With the American bullets that felled Osama bin Laden, we might perhaps conjecture that a Jihadist age has come to its end. It was an age of discovery for the West — the brutal discovery that Islam was not dead by only quiescent through the late decades of modernity. The instability of profound spiritual energy coupled with extreme material privation could not last. The insult of the infidel West’s prosperity and the Dar el-Islam’s backwardness bred a resentment that burst forth with the terror of September 11. But that terrible razzia could never be followed or even imitated. It remains, nearly ten years later, singular.
Hard men like those who brought down this legendary Captain of Jihad have made the large-scale, spectacular razzia nearly impossible for the Jihad. Long may they succeed at the same.
Really closing this chapter of this ancient struggle, however, will demand careful thinking and above all historical thinking. It will demand a recognition about the extraordinary historical duration of the Jihad’s threat against free nations and free peoples. It will demand a realization, as I have said many times, that when dedicated, enterprising and resourceful men are making war against you in the name of their religion, you are embroiled in a religious war.
This realization has eluded many Americans for a decade. As I wrote seven years ago:
We have spent nearly three years trying to develop a suitable euphemism for religious war — and it has not gone very well.
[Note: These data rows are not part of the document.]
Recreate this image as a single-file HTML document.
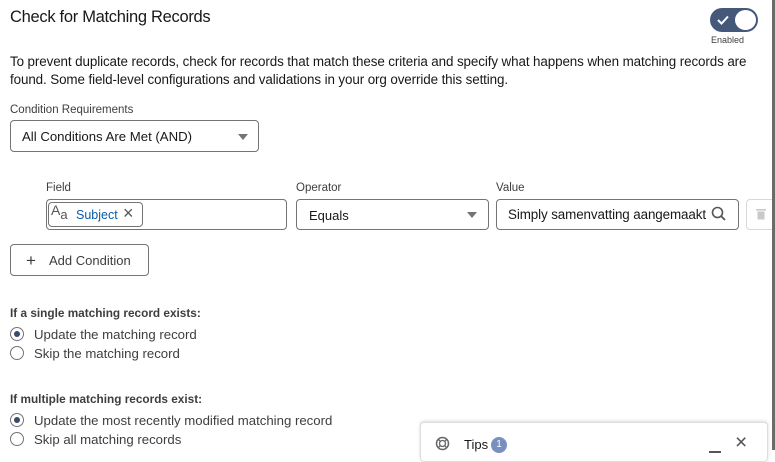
<!DOCTYPE html>
<html><head><meta charset="utf-8"><style>
*{box-sizing:border-box;margin:0;padding:0}
body{width:775px;height:455px;overflow:hidden;background:#fff;font-family:"Liberation Sans",sans-serif;color:#181818;position:relative}
.a{position:absolute;white-space:nowrap}
.box{position:absolute;border:1px solid #747474;border-radius:4px;background:#fff}
.lbl{font-size:11.5px;color:#3e3e3c}
.caret{position:absolute;width:0;height:0;border-left:5px solid transparent;border-right:5px solid transparent;border-top:6px solid #747474}
.radio{position:absolute;width:14px;height:14px;border:1px solid #747474;border-radius:50%;background:#fff}
.radio.on::after{content:"";position:absolute;left:3px;top:3px;width:6px;height:6px;border-radius:50%;background:#3a4a6b}
.rt{font-size:13.2px;color:#3e3e3c}
</style></head><body>
<div class="a" style="left:10px;top:8px;font-size:16.5px;letter-spacing:-0.3px">Check for Matching Records</div>
<div class="a" style="left:710px;top:8px;width:48px;height:24px;border-radius:12px;background:#45587a"></div>
<div class="a" style="left:735px;top:10px;width:21px;height:20px;border-radius:50%;background:#fff"></div>
<svg class="a" style="left:716px;top:14px" width="14" height="12"><path d="M2 6 L5.5 9.5 L12 2.5" stroke="#fff" stroke-width="2" fill="none"/></svg>
<div class="a" style="left:711px;top:35px;font-size:9px;color:#3e3e3c">Enabled</div>
<div class="a" style="left:10px;top:53px;font-size:13.4px;line-height:18px;letter-spacing:-0.1px">To prevent duplicate records, check for records that match these criteria and specify what happens when matching records are<br>found. Some field-level configurations and validations in your org override this setting.</div>
<div class="a lbl" style="left:10px;top:104px">Condition Requirements</div>
<div class="box" style="left:10px;top:120px;width:249px;height:32px"></div>
<div class="a" style="left:22px;top:129px;font-size:13.2px">All Conditions Are Met (AND)</div>
<div class="caret" style="left:238px;top:134px"></div>
<div class="a lbl" style="left:46px;top:182px">Field</div>
<div class="a lbl" style="left:296px;top:182px">Operator</div>
<div class="a lbl" style="left:496px;top:182px">Value</div>
<div class="box" style="left:46px;top:199px;width:241px;height:31px"></div>
<div class="a" style="left:48px;top:202px;height:25px;border:1px solid #747474;border-radius:4px;width:95px"></div>
<div class="a" style="left:51px;top:202px;font-size:14px;color:#555">A<span style="font-size:13px;position:relative;top:4px">a</span></div>
<div class="a" style="left:76px;top:208px;font-size:12.5px;color:#0b5cab">Subject</div>
<div class="a" style="left:123px;top:203px;font-size:18px;color:#555">×</div>
<div class="box" style="left:296px;top:199px;width:193px;height:31px"></div>
<div class="a" style="left:309px;top:208px;font-size:13px">Equals</div>
<div class="caret" style="left:467px;top:212px"></div>
<div class="box" style="left:496px;top:199px;width:243px;height:31px"></div>
<div class="a" style="left:508px;top:207px;font-size:13.4px;letter-spacing:-0.1px">Simply samenvatting aangemaakt</div>
<svg class="a" style="left:711px;top:206px" width="16" height="16"><circle cx="6.5" cy="6.5" r="5" stroke="#555" stroke-width="1.6" fill="none"/><path d="M10 10 L14 14" stroke="#555" stroke-width="1.8"/></svg>
<div class="a" style="left:746px;top:199px;width:30px;height:31px;border:1px solid #d8d8d8;border-radius:4px"></div>
<svg class="a" style="left:755px;top:207px" width="12" height="14"><rect x="1" y="2" width="10" height="1.6" fill="#c9c9c9"/><rect x="2.5" y="4.5" width="7" height="8" fill="#c9c9c9"/></svg>
<div class="box" style="left:10px;top:244px;width:139px;height:32px"></div>
<div class="a" style="left:26px;top:251px;font-size:17px;color:#3e3e3c">+</div>
<div class="a" style="left:49px;top:253px;font-size:13px;color:#3e3e3c">Add Condition</div>
<div class="a" style="left:10px;top:306px;font-size:11.8px;font-weight:bold;color:#3e3e3c">If a single matching record exists:</div>
<div class="radio on" style="left:10px;top:327px"></div><div class="a rt" style="left:34px;top:327px">Update the matching record</div>
<div class="radio" style="left:10px;top:346px"></div><div class="a rt" style="left:34px;top:346px">Skip the matching record</div>
<div class="a" style="left:10px;top:392px;font-size:11.8px;font-weight:bold;color:#3e3e3c">If multiple matching records exist:</div>
<div class="radio on" style="left:10px;top:413px"></div><div class="a rt" style="left:34px;top:413px">Update the most recently modified matching record</div>
<div class="radio" style="left:10px;top:432px"></div><div class="a rt" style="left:34px;top:432px">Skip all matching records</div>
<div class="a" style="left:420px;top:422px;width:348px;height:40px;border:1px solid #ddd;border-radius:4px;background:#fff;box-shadow:0 -1px 3px rgba(0,0,0,.15)"></div>
<svg class="a" style="left:435px;top:436px" width="15" height="15"><circle cx="7.5" cy="7.5" r="6" stroke="#666" stroke-width="1.5" fill="none"/><circle cx="7.5" cy="7.5" r="3" stroke="#666" stroke-width="1.3" fill="none"/><path d="M3.3 3.3L5.4 5.4M11.7 3.3L9.6 5.4M3.3 11.7L5.4 9.6M11.7 11.7L9.6 9.6" stroke="#666" stroke-width="1.3"/></svg>
<div class="a" style="left:464px;top:437px;font-size:13px">Tips</div>
<div class="a" style="left:491px;top:437px;width:16px;height:16px;border-radius:50%;background:#7890c0;color:#fff;font-size:10px;text-align:center;line-height:16px">1</div>
<div class="a" style="left:709px;top:451px;width:12px;height:1.5px;background:#555"></div>
<div class="a" style="left:735px;top:431px;font-size:21px;color:#555">×</div>
<div class="a" style="left:772px;top:0;width:3px;height:450px;background:#6b6b6b"></div>
</body></html>
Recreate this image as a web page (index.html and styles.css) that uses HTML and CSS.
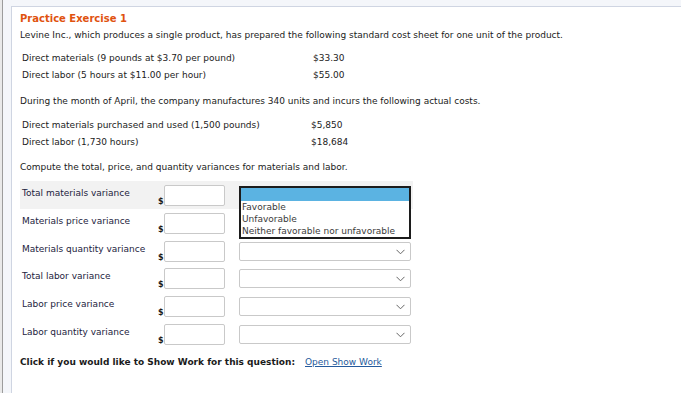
FILE: index.html
```html
<!DOCTYPE html>
<html>
<head>
<meta charset="utf-8">
<link rel="stylesheet" href="styles.css">
</head>
<body>
<div class="rail"></div>
<div class="frame">
  <div class="panel">
    <div class="title">Practice Exercise 1</div>
    <p class="intro">Levine Inc., which produces a single product, has prepared the following standard cost sheet for one unit of the product.</p>
    <div class="sheet sheet-a">
      <span>Direct materials (9 pounds at $3.70 per pound)</span><span>$33.30</span>
      <span>Direct labor (5 hours at $11.00 per hour)</span><span>$55.00</span>
    </div>
    <p class="para">During the month of April, the company manufactures 340 units and incurs the following actual costs.</p>
    <div class="sheet sheet-b">
      <span>Direct materials purchased and used (1,500 pounds)</span><span>$5,850</span>
      <span>Direct labor (1,730 hours)</span><span>$18,684</span>
    </div>
    <p class="para">Compute the total, price, and quantity variances for materials and labor.</p>
    <div class="vtable">
      <div class="vrow shaded">
        <span class="vlabel">Total materials variance</span>
        <span class="dollar">$</span><span class="inp"></span>
        <div class="selwrap">
          <div class="dropdown">
            <div class="opt hl"></div>
            <div class="opt">Favorable</div>
            <div class="opt">Unfavorable</div>
            <div class="opt">Neither favorable nor unfavorable</div>
          </div>
        </div>
      </div>
      <div class="vrow">
        <span class="vlabel">Materials price variance</span>
        <span class="dollar">$</span><span class="inp"></span>
        <div class="selwrap"><div class="sel"><svg class="chev" width="9" height="6" viewBox="0 0 9 6"><path d="M0.5 0.8 L4.5 4.8 L8.5 0.8" fill="none" stroke="#666" stroke-width="1"/></svg></div></div>
      </div>
      <div class="vrow">
        <span class="vlabel">Materials quantity variance</span>
        <span class="dollar">$</span><span class="inp"></span>
        <div class="selwrap"><div class="sel"><svg class="chev" width="9" height="6" viewBox="0 0 9 6"><path d="M0.5 0.8 L4.5 4.8 L8.5 0.8" fill="none" stroke="#666" stroke-width="1"/></svg></div></div>
      </div>
      <div class="vrow">
        <span class="vlabel">Total labor variance</span>
        <span class="dollar">$</span><span class="inp"></span>
        <div class="selwrap"><div class="sel"><svg class="chev" width="9" height="6" viewBox="0 0 9 6"><path d="M0.5 0.8 L4.5 4.8 L8.5 0.8" fill="none" stroke="#666" stroke-width="1"/></svg></div></div>
      </div>
      <div class="vrow">
        <span class="vlabel">Labor price variance</span>
        <span class="dollar">$</span><span class="inp"></span>
        <div class="selwrap"><div class="sel"><svg class="chev" width="9" height="6" viewBox="0 0 9 6"><path d="M0.5 0.8 L4.5 4.8 L8.5 0.8" fill="none" stroke="#666" stroke-width="1"/></svg></div></div>
      </div>
      <div class="vrow">
        <span class="vlabel">Labor quantity variance</span>
        <span class="dollar">$</span><span class="inp"></span>
        <div class="selwrap"><div class="sel"><svg class="chev" width="9" height="6" viewBox="0 0 9 6"><path d="M0.5 0.8 L4.5 4.8 L8.5 0.8" fill="none" stroke="#666" stroke-width="1"/></svg></div></div>
      </div>
    </div>
    <div class="showwork">
      <span class="sw-label">Click if you would like to Show Work for this question:</span>
      <a class="sw-link">Open Show Work</a>
    </div>
  </div>
</div>
</body>
</html>
```

FILE: styles.css
```css
html, body {
  margin: 0;
  padding: 0;
  height: 100%;
}
body {
  display: flex;
  background: #f4f6fa;
  font-family: "DejaVu Sans", Verdana, sans-serif;
  font-size: 9px;
  color: #1b1b1b;
  overflow: hidden;
}
.rail {
  width: 2px;
  background: #e9e9e9;
  border-right: 1px solid #9c9c9c;
  flex: none;
}
.frame {
  flex: 1;
  padding: 6px 0 0 8px;
  display: flex;
}
.panel {
  flex: 1;
  background: #fff;
  border-top: 1px solid #cfd5e2;
  border-left: 1px solid #cfd5e2;
  padding: 5px 0 0 8px;
}
.title {
  color: #e0520f;
  font-weight: bold;
  font-size: 10px;
  line-height: 13px;
}
.intro {
  margin: 4px 0 0 0;
  line-height: 13px;
}
.para {
  margin: 0;
  line-height: 13px;
}
.sheet {
  display: grid;
  row-gap: 4px;
  line-height: 13px;
  padding-left: 2px;
}
.sheet-a {
  grid-template-columns: 291px auto;
  margin: 10px 0 13px 0;
}
.sheet-b {
  grid-template-columns: 289px auto;
  margin: 11px 0 12px 0;
}
.vtable {
  margin-top: 7px;
  width: 393px;
}
.vrow {
  display: flex;
  height: 27.8px;
  position: relative;
}
.vrow.shaded {
  background: #f2f2f2;
}
.vlabel {
  width: 136px;
  padding-left: 2px;
  padding-top: 6px;
  line-height: 13px;
  color: #1d2340;
}
.dollar {
  width: 6px;
  padding-top: 14px;
  line-height: 13px;
  font-weight: bold;
  font-size: 8px;
}
.inp {
  width: 59px;
  height: 19px;
  margin-top: 4px;
  border: 1px solid #c9c9c9;
  border-radius: 2px;
  background: #fff;
}
.selwrap {
  margin-left: 14px;
  width: 172px;
  position: relative;
}
.sel {
  margin-top: 5px;
  height: 17px;
  border: 1px solid #c9c9c9;
  border-radius: 2px;
  background: #fff;
  position: relative;
}
.chev {
  position: absolute;
  right: 5px;
  top: 6px;
}
.dropdown {
  position: absolute;
  top: 5px;
  left: 0;
  width: 168px;
  border: 2px solid #1c1c1c;
  background: #fff;
  z-index: 2;
}
.opt {
  line-height: 12px;
  color: #3a3a3a;
  padding-left: 1px;
  font-size: 9px;
}
.opt.hl {
  background: #5bb3e2;
  height: 13px;
}
.showwork {
  margin-top: 8px;
  display: flex;
  line-height: 13px;
}
.sw-label {
  font-weight: bold;
  width: 285px;
}
.sw-link {
  color: #255a9c;
  text-decoration: underline;
}
```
We have declared war on a method of warfare. We have declared war on a tendency within a religion, or . . . a tendency within all religions. I suppose next we shall declare war on a tendency within a method of warfare, or a method within a tendency. Some have even argued that we ought to declare war on a moment in time, namely the “premodern.”
September 11, in a word, exposed the modern West’s extreme confusion about history and religion, and extreme forgetfulness about the old antagonist of Islam’s holy warriors.
The Jihadist pressure has morphed in the last ten years. The big, spectacular razzia is not much open to them anymore; only the smaller-scale outrage like Ft. Hood. But more importantly, in various places in the West, Islam is poised to be the de facto source of legislation and enforcement and justice in the community. From the Parisian suburbs that are said to be “no-go” for the police, to neighborhoods in Scandinavia where sexual assaults on local women by Muslims go unreported and uninvestigated, to Dearborn, MI, where several Christians have been jailed for public activities obviously protected by the Constitution: the ancient dhimmi compromises are strongly in evidence all over the West.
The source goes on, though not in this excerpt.